Back in Armagh almost exactly 11 months to the day when I left it and I have strange feelings of having made a shift in time and space. Part of me never left or time has just not moved on since I was last here – I’m not sure whch. The sweet smell in the air after the rain, the colorful splash of the pound notes that refuse to fit properly in my wallet, the hilly walk from the hostel to the AmmA Center and back again, all must reside with me at the cellular level. I wake and know where I am. I know what it smells like, how it tastes, what feels like on my body to be here. I feel comfortable and simply in sync as if the time away has been erased by the ocean that should lie between us. Time has not moved, I wake up here every day.
And yet, I’m different, the town is different, my bed is different. The hostel has been refurbished an the walls and blankets gleam clean an white. The mattresses are new, the linens inviting, the staff full of new faces. I have 8 new students from different regions of the US who I am just getting to know. I have a small hole in heart where the students from last year belong. Kimberley and Joan are here to teach with me and all is right in the world, but now Jack has joined us to teach journalism and I’m excited about how the Armagh Project is already changed from this new aspect.
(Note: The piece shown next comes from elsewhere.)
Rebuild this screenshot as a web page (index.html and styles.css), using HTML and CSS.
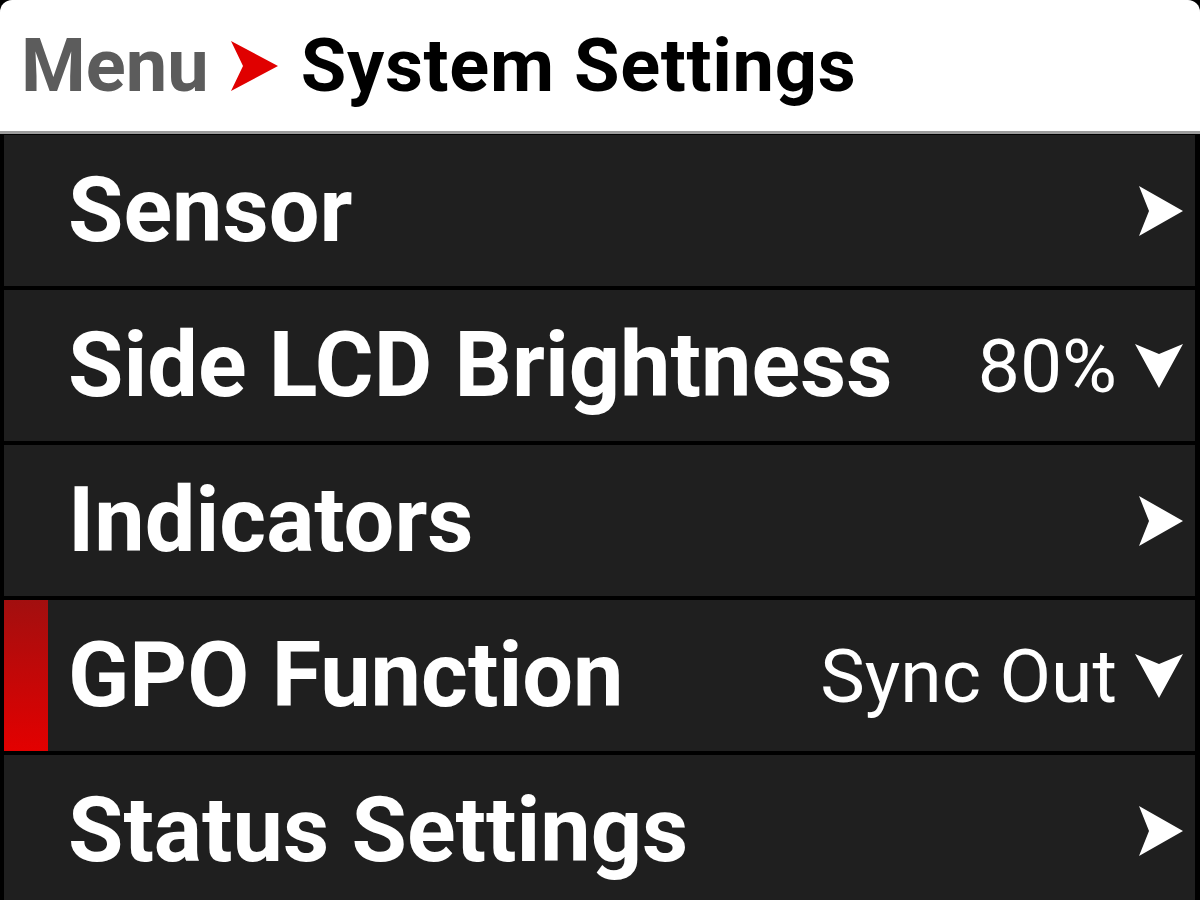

It’s the same and it’s different. It’s then and it’s now. It is and it isn’t. So glad to back in this place that I never truly leave.
That’s the biggest thing about Ireland – it ’tis and it ’tisn’t. I’m very excited to keep up with all the posts from the new Armagh group and to see how the program has grown (I’m very excited it’s grown the way it has!!). I’m so sad I’m missing it, but I’m glad that new people have the chance to fall in love with Ireland like we did.